Wrath and anger are hateful things, yet the sinner hugs them tight. (Sirach 7:30) On that day I certainly didn’t want to let my anger go. Fortunately, the Water Country episode was fixed with the help of an insurance adjuster and some contractors. But there have been other times when a relationship has felt irreparably damaged and I’ve experienced tenaciously deep and justifiable anger and hurt. I’m sure you can remember a time when you were so angry you couldn’t see straight and you couldn’t let that anger go because it felt righteous, despite what harboring the anger did to your psyche and body. I’m guessing we’ve all experienced consuming anger at one time or another, the kind that clouds judgment, causes sleepless nights, distracts us at work and feels like it is literally eating at our insides. Maintaining that level of negative energy becomes unsustainable and downright unhealthy.
The first reading from Sirach poses the question, “Could anyone nourish anger against another and expect healing from the LORD?” The bottom line here – No matter how justifiable our anger might seem, we have to forgive and let it go. There is no healing for the heart when anger has taken up residence there. Because of that, Jesus tells us in the Gospel that we can’t put a limit on how many times we forgive, even if someone hurts us in the same way over and over.
God desires that we be in right relationship with one another. We hear it in the story Jesus tells of the king who took pity on his servant. Yet when that servant didn’t extend the same understanding and compassion to the man who owed him, the king locked up his servant until the debt was paid. Jesus says, “So will my heavenly Father do to you, unless each of you forgives your brother from your heart.” In essence, this Gospel is another version of the golden rule – do unto others. We must forgive others because we all desperately need to be forgiven. We even say it in the Lord’s Prayer: forgive us our trespasses as we forgive those who trespass against us.
There are different paths to forgiveness. Sometimes, it is simply letting go of one’s anger and nothing more needs to be done. Other times, when the offense is great and the relationship important, restoration is necessary. We must work together to repair and restore the bond that has been broken. This requires a journey of truth telling, accountability, forgiveness and restitution.
In addition to extending forgiveness, how do we take an active role in redeeming the relationship when we are the ones who have caused harm? I recently read an interesting piece on penance by Barbara Brown Taylor. She writes:
“While Jesus may have done the hardest work for us, some of us still long for a way both to engage the consequences of our sin and to have a hand in repairing the damage we have done. We want to participate in our own redemption, instead of sitting … while Jesus does all the work. We want to be agents of God’s grace.

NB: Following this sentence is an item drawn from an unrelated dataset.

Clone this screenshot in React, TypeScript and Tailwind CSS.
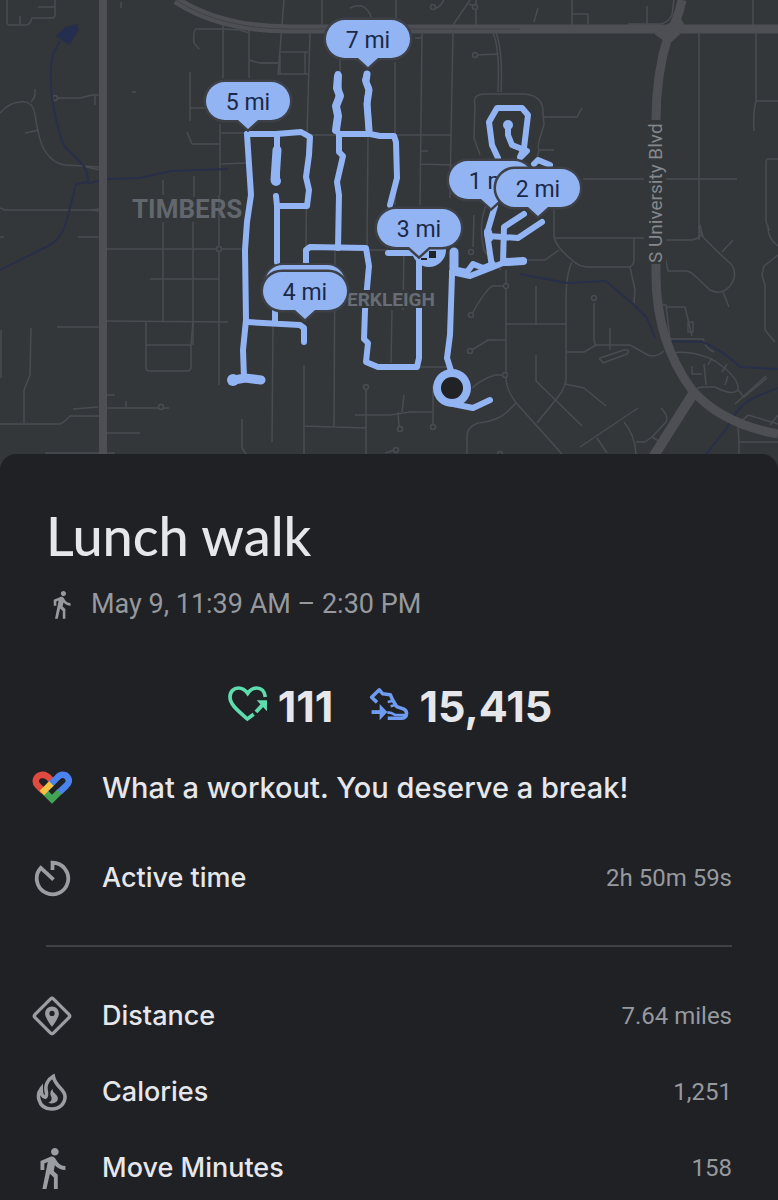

“Just for a lark, imagine going to your pastor and confessing your rampant materialism, your devotion to things instead of people, and your isolation from the poor whom Jesus loved. Then imagine being forgiven and given your penance: to select five of your favorite things—including perhaps your Bose radio and your new Coach book bag—and to match them up with five people who you know would turn cartwheels to have them. Then on Saturday, put your lawn mower in your trunk, drive down to that transitional neighborhood where all the old people live and offer to mow lawns for free until dark. Discerning sinners will note that none of this is standard punishment. It is penance, which is not for the purpose of inflicting pain but for the much higher purpose of changing lives by restoring relationships.”
Holding on to anger and refusing to forgive closes off the path to healing, even if our anger is justified. And dispensing forgiveness becomes easier when we dispense with needing to be right. As Richard Rohr states, “Every time God forgives—seventy times seven, apparently—God is showing a preference and capacity for sustaining relationship over being right, distant, superior, and separate.” Forgiving love is the only way to restore balance. Flawed, foolish, and at fault, humans exist within a never ending cycle of needing to forgive and asking to be forgiven, seventy times seventy times seventy times. Mercy, by God’s definition, is limitless.
Is there a relationship in your life that needs to be repaired? Are you the one that needs to forgive or needs to atone? Or maybe both? Do you need to let go of being right? What small step can you take in the week ahead that will bring you closer to the restoration your heart craves?
Getting back to the Water Country story, in case you’re wondering, my family survived and we forgave one another. Most importantly, after that episode, neither my husband nor I ever blamed one another for anything our children did, a practice we’ve wisely maintained for over 30 years.